The Vermont law, on the other hand, requires much more fulsome disclosures. The first registration deadline for California data brokers would be January 31, 2020. Failure to register is punishable by civil penalties.

What’s Next?

Although we (probably) now know what the final version of the CCPA will look like on January 1, 2020 (the compliance deadline), the law also directs California Attorney General Xavier Becerra to issue regulations to implement and clarify the statute.

The recently passed amendments even prod (but do not require) the attorney general to issue regulations governing responses to requests for information on households—an issue that has vexed businesses since the CCPA’s passage. Attorney General Becerra reportedly expects to release a draft version of these regulations this October and hopes to publish the finalized regulations by the time the CCPA goes into effect at the beginning of next year (well before the beginning of CCPA enforcement on July 1, 2020).

This is all further complicated by a new measure that could be on the November 2020 ballot as a 51-page state constitutional amendment known as the California Consumer Privacy Act of 2020, which would take effect on January 1, 2021.

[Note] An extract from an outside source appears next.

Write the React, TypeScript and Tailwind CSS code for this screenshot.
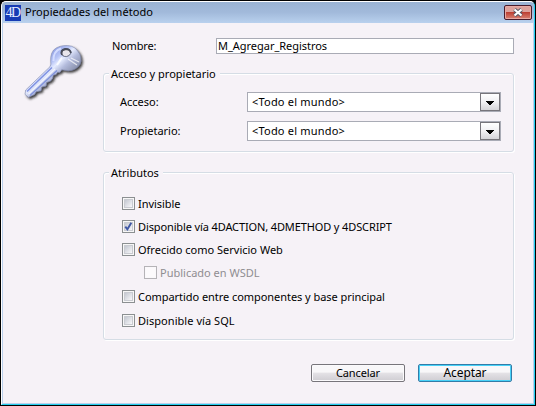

While details “could be refined in the coming weeks,” CalMatters blog reports that the initiative as currently drafted would:

  1. “Allow for triple damages if a company violates the privacy of children, and require specific permission from a parent or guardian to use a child’s data”;
  2. “Require greater disclosure so people can know when their information is being used to influence their opinions in a variety of ways including in politics and commerce”;
  3. “Require corporations to disclose more about how they use personal information to influence elections”; and
  4. “Establish a new California Privacy Protection Agency, overseen by a five-member board appointed by the governor, legislative leaders and state attorney general.” The California legislature would be able to amend the law by a simple majority vote, “so long as the action is taken in furtherance of the right to privacy.”